II - LE Ndjobi ET LES SECTES DANS LE PAYS MBETI DES 1988

Longtemps le pays Mbéti s’est tenu quelque peu en marge de l’activité et de la prolifération des sectes. Et aucun Mbéti n’a jamais dirigé, ni créé un mouvement religieux de grande envergure et s’inspirant du christianisme tant dans son territoire qu’au Congo. Souvent les sectes qui ont tenté de s’y installer vinrent de l’extérieur et furent dirigées par des non-Mbéti. Considérées comme étrangères par les autochtones, elles ne purent pas s’implanter, n’eurent ici aucun impact social. Ce fut le cas des Témoins de Jéhovah (en 1972), du Ngounza, de l’Eglise Pentecôtiste (entre 1974 et 1976). D’ailleurs le Matsouanisme (d’origine Lari) installé à Kellé en plein pays Mbéti depuis 1963 concentre son activité sur la dizaine des membres de la communauté Lari; même les Eglises catholique et protestante installées ici au début du XXè siècle voient leur influence s’étioler au fil des décennies, comme si les Mbéti rejetaient tout syncrétisme religieux ou que ces mouvements religieux ne correspondaient pas à leurs attentes, ni à leur culture.

Mais l’installation de la secte du Saint-Esprit (avec le Pasteur E. Ambeni) à Okoba I (dans la sous-préfecture de Mbama) et la création du mouvement prophétique (de Mme Otokawa) à Oponga (dans la sous-préfecture d’Etoumbi) à partir de 1988 modifieront totalement les données de la coexistence habituelle entre le Ndjobi et les religions universalistes dans le pays Mbéti.
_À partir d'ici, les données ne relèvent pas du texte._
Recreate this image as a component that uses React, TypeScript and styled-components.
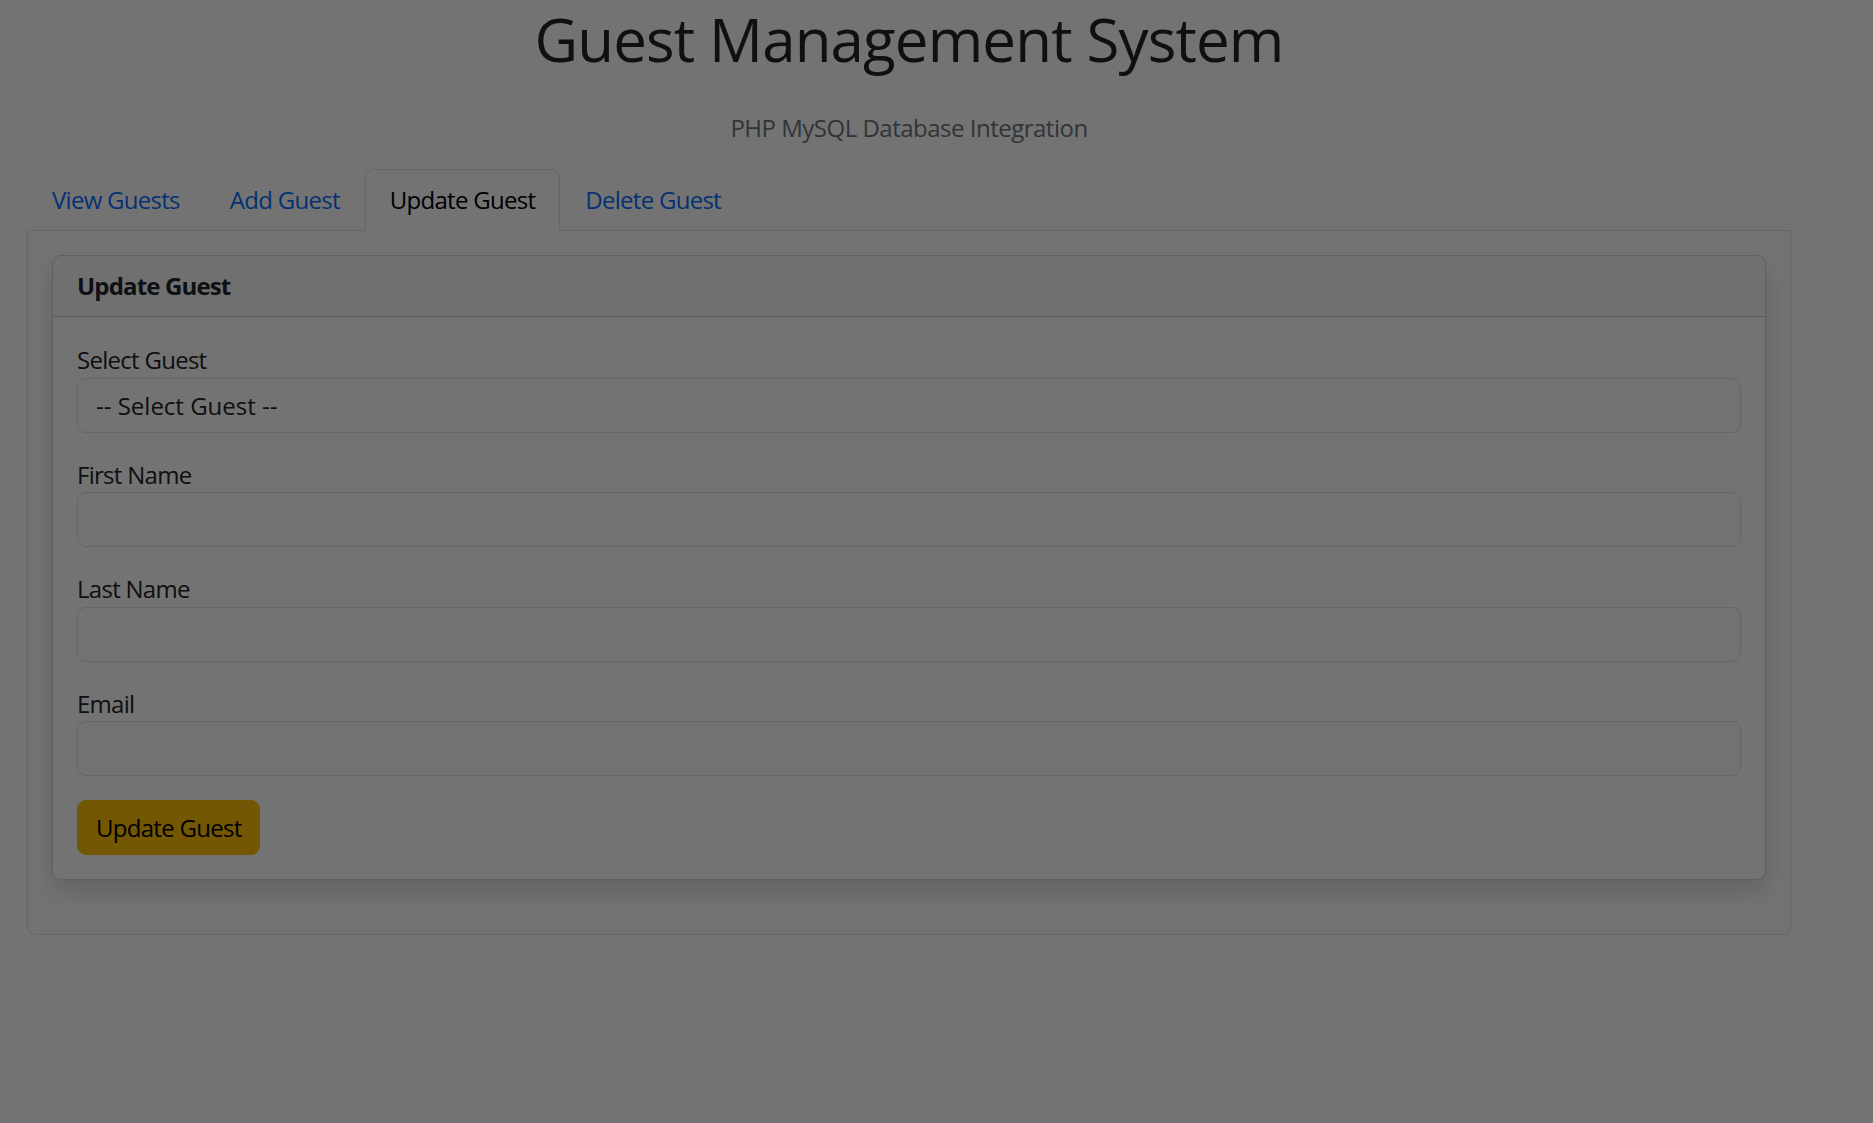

Est-ce l’appartenance au groupe ethnique Mbéti de la prophétesse Otokawa et du pasteur Ambéni, leur connaissance de leur environnement social, leur démarche contraire à celles des religions universalistes qui expliqueraient une adhésion massive des femmes et des jeunes gens à ces sectes ? Ce phénomène inédit est d’autant plus intéressant à ’analyser qu’il met en évidence un nouveau type de rapport de force dans le pays Mbéti entre le Ndjobi et les sectes, entre le Ndjobi et le pouvoir politique.